The FBI conducted millions of searches of Americans’ electronic data in 2021 without a warrant, according to a new report released by the Office of the Director of National Intelligence.
The FBI claims it conducted the searches as they sought to curb cyberattacks.
“In the first half of the year, there were a number of large batch queries related to attempts to compromise U.S. critical infrastructure by foreign cyber actors,” according to the report, Bloomberg reported. “These queries, which included approximately 1.9 million query terms related to potential victims — including U.S. persons — accounted for the vast majority of the increase in U.S. person queries conducted by FBI over the prior year.”
The ACLU called the FBI’s warrantless spying an invasion of privacy ‘on an enormous scale.’
Bloomberg reported:
The FBI searched emails, texts and other electronic communications of as many as 3.4 million U.S. residents without a warrant over a year, the nation’s top spy chief said in a report.
The “queries” were made between December 2020 and November 2021 by Federal Bureau of Investigation personnel as they looked for signs of threats and terrorists within electronic data legally collected under the Foreign Intelligence Surveillance Act, according to an annual transparency report issued Friday by the Office of the Director of National Intelligence.
The authority the FBI used in this case was under Section 702 of FISA, which is set to expire at the end of next year unless it’s renewed by Congress.
The report doesn’t say the activity was illegal or even wrong.
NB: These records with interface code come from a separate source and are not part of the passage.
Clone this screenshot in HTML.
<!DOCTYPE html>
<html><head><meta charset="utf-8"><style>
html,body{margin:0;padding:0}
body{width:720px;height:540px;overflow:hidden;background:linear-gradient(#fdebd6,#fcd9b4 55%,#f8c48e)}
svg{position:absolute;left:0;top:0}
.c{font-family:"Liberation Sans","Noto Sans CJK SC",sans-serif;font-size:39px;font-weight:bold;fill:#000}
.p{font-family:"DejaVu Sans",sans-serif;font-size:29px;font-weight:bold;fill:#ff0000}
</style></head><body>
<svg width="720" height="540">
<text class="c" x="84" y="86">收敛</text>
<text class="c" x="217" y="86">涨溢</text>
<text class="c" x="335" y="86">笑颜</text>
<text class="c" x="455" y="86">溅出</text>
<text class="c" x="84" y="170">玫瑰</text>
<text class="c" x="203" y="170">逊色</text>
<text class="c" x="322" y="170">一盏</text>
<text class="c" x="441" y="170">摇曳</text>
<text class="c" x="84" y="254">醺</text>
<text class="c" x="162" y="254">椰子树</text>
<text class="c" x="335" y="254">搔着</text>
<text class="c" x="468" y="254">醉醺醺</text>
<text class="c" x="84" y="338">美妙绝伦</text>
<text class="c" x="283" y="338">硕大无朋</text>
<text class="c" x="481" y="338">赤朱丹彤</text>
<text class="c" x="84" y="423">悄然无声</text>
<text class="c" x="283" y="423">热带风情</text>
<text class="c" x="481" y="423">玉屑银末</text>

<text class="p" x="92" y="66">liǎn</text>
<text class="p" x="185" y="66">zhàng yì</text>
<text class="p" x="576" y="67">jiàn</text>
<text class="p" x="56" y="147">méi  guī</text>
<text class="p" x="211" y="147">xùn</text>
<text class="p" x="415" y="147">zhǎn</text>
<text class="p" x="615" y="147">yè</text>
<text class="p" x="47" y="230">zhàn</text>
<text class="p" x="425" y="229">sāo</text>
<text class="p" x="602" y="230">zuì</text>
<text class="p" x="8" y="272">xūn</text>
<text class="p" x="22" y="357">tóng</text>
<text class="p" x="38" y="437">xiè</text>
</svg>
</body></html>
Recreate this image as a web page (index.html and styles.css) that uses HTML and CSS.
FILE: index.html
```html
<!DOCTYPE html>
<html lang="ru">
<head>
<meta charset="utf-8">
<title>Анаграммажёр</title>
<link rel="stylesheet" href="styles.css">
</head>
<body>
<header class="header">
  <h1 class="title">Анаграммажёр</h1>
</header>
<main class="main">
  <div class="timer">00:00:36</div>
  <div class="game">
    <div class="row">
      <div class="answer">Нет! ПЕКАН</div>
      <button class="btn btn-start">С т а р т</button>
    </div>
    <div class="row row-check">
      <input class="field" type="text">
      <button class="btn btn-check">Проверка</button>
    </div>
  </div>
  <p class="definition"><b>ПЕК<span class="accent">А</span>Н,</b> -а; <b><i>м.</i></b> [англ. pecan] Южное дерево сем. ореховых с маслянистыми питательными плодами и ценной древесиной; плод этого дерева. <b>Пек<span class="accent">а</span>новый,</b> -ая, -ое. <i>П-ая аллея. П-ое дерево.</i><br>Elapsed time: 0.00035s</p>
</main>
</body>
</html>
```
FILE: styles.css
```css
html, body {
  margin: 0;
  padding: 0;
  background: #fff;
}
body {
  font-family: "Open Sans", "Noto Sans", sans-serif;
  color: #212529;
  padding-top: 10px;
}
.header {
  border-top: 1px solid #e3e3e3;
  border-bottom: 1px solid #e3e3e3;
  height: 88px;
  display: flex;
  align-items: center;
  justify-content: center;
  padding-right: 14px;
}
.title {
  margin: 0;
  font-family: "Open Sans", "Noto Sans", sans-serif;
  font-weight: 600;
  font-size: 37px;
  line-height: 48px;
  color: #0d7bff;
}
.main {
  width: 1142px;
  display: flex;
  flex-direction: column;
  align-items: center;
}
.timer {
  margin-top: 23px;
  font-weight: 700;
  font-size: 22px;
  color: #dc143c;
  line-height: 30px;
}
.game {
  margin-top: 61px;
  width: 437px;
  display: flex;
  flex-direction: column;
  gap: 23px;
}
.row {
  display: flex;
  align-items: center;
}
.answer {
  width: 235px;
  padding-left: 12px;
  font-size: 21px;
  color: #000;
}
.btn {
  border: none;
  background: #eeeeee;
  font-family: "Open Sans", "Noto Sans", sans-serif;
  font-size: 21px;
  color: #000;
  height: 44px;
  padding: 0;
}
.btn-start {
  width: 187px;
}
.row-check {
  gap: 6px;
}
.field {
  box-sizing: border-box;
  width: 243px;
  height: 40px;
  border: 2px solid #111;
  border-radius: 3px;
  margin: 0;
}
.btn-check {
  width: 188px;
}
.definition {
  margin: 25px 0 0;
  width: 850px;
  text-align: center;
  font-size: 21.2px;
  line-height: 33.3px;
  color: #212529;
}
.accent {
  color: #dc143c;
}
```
But the revelation could renew congressional and public debates over the power U.S. agencies have to collect and review intelligence information, especially data concerning individuals. In comparison, fewer than 1.3 million queries involving Americans’ data were conducted between December 2019 and November 2020, according to the 38-page report.
The report sought to provide a justification for the increase in queries during the last year.